WMU prepares for archives construction on Oakland Drive Campus

Contact: Cheryl Roland

KALAMAZOO--Western Michigan University officials are gearing up for the next major campus construction project as the University begins building a long-planned new home for its University Archives and Regional History Collections on the Oakland Drive Campus.

Ground will be broken later this summer for a new facility that will be located near the intersection of Howard Street and Oakland Drive on the grounds of what was once the Kalamazoo Psychiatric Hospital. The new building will become home to the University's historical collections that are now housed in East Hall on WMU's East Campus.
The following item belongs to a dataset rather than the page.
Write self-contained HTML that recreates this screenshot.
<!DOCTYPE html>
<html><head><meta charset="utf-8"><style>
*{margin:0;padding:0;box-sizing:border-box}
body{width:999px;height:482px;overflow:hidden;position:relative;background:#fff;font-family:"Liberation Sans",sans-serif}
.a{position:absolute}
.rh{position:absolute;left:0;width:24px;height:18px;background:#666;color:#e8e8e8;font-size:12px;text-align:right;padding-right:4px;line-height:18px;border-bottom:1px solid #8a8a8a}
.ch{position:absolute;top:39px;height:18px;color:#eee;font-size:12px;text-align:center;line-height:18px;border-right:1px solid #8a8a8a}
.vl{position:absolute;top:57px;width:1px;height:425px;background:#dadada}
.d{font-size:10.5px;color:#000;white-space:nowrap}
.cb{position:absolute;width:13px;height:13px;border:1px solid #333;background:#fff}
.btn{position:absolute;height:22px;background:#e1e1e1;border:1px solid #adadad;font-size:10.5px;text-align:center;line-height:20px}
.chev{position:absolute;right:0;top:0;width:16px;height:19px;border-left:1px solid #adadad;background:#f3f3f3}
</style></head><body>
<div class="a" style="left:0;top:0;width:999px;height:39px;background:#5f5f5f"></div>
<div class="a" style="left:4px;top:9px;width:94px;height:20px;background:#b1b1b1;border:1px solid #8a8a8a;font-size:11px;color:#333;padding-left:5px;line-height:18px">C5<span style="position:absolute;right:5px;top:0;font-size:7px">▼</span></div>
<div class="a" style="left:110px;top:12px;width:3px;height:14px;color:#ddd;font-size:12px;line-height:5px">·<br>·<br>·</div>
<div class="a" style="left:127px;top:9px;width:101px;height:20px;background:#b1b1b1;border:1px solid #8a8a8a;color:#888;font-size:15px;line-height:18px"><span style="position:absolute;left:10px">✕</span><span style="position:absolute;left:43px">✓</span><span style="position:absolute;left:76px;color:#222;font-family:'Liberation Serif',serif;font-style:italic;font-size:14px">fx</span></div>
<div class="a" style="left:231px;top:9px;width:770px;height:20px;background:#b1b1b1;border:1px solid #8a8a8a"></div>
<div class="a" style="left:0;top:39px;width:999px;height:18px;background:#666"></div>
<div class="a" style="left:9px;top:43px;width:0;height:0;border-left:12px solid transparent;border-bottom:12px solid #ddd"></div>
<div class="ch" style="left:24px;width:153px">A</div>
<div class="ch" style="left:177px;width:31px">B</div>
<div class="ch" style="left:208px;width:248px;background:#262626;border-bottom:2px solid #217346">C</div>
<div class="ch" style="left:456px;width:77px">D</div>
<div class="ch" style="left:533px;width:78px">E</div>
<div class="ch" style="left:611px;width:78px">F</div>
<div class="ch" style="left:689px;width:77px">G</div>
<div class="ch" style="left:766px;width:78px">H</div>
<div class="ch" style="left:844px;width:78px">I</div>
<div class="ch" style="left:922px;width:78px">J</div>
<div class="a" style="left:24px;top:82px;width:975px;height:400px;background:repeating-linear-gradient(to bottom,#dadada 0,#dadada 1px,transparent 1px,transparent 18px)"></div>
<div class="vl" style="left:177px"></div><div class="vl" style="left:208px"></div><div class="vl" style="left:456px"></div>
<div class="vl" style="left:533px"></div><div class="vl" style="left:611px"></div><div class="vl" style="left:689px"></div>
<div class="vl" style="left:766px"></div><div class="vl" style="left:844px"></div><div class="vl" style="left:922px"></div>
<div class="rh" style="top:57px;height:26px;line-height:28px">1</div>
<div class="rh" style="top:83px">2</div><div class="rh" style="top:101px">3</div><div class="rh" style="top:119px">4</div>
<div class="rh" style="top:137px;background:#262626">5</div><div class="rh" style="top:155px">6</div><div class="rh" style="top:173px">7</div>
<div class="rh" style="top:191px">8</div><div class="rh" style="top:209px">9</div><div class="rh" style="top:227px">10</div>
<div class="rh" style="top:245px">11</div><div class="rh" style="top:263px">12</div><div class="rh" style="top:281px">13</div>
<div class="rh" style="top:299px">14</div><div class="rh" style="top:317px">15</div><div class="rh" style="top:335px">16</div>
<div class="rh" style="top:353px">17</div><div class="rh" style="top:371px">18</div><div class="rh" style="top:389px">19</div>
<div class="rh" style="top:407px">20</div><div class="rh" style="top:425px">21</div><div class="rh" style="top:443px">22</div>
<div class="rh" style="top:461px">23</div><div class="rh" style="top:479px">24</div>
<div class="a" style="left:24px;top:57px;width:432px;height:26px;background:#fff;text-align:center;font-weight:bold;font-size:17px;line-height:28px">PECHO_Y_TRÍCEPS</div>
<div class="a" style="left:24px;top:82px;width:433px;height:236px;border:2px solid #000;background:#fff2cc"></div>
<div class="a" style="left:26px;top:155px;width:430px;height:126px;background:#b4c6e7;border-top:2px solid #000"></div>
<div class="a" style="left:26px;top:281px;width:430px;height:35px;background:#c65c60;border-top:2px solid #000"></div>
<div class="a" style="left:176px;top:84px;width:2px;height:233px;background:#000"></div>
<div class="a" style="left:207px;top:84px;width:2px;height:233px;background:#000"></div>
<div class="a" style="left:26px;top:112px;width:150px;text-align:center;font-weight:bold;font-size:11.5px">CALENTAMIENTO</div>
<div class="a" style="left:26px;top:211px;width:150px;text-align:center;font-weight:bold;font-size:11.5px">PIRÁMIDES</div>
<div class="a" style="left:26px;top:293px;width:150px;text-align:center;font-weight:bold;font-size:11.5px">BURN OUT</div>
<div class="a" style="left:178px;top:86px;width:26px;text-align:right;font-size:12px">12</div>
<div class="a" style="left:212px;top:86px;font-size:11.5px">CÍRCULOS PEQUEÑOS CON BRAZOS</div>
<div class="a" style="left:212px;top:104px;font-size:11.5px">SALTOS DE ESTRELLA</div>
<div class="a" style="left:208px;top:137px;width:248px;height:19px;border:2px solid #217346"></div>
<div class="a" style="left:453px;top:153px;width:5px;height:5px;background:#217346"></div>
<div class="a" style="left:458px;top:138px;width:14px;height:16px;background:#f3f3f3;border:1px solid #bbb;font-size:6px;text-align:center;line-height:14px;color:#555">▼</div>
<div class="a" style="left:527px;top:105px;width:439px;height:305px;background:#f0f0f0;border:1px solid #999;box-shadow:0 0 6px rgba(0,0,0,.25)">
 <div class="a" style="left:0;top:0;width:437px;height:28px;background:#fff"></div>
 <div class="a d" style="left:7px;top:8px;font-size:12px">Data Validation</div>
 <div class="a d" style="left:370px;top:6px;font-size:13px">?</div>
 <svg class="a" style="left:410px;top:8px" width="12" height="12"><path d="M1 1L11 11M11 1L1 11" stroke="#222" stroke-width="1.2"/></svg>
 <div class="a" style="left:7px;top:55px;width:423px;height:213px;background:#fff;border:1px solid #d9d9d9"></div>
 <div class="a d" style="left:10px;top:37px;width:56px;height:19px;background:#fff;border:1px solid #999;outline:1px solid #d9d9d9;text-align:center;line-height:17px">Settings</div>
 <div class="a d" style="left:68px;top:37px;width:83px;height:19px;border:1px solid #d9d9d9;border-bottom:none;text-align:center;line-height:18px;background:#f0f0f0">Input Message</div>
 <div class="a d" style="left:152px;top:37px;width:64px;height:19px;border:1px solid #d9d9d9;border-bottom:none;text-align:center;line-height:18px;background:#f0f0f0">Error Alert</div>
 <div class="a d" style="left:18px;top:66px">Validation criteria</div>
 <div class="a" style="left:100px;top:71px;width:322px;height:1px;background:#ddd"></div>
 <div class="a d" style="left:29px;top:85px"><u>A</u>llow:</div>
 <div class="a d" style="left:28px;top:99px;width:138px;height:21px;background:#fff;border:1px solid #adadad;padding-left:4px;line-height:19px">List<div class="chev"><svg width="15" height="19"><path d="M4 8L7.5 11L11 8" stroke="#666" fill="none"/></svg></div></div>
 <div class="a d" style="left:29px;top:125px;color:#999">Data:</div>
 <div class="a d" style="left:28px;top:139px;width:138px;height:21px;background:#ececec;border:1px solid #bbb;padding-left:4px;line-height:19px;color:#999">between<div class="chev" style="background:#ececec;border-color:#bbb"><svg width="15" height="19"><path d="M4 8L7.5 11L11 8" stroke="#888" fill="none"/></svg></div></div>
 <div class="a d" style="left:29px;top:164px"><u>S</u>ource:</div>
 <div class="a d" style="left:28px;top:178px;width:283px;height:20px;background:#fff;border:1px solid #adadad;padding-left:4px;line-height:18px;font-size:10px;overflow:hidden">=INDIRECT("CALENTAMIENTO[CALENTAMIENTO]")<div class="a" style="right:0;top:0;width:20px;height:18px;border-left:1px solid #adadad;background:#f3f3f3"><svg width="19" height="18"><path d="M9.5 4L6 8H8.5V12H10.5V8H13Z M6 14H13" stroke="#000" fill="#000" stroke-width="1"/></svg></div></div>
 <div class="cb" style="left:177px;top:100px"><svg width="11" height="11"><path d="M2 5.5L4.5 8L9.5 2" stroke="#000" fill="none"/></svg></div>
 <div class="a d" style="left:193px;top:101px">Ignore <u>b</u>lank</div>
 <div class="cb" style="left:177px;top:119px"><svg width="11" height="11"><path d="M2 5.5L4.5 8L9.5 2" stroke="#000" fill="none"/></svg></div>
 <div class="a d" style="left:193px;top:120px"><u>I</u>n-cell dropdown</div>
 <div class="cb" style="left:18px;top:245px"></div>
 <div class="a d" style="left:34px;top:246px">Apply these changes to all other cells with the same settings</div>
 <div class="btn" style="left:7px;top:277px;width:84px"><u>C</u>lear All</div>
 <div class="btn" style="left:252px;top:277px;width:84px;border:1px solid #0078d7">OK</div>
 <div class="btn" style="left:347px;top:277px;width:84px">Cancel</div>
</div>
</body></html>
Details on the new facility will be announced closer to the anticipated July groundbreaking. Funding for the project includes two significant private gifts.

The search for a new home for the collections has been a University priority for several years, and a number of locations were considered in the quest to find a spot that would ensure optimal storage conditions as well as easy public access for area residents who regularly use the collections.

The location selected is just north of Noble Lodge, once part of the KPH but not in use since 2005. Both the lodge and the 2.55-acre lot on which it stands were transferred to WMU by the state of Michigan in 2010. Careful analysis of Noble Lodge by a private engineering firm determined that the building cannot be renovated or adapted for reuse in a cost-effective way. It will be demolished this summer at about the same time construction on the new archive facility begins.

Archives and Regional History Collections

The Western Michigan University Archives and Regional History Collections consist of historical University, regional and local governmental records. The holdings total more than 28,000 cubic feet, making the WMU Archives the largest facility of its type in southwest Michigan and one of the largest in the state. The unit has oral histories, census records, a research collection of books, magazines and newspapers, and several large photographic collections.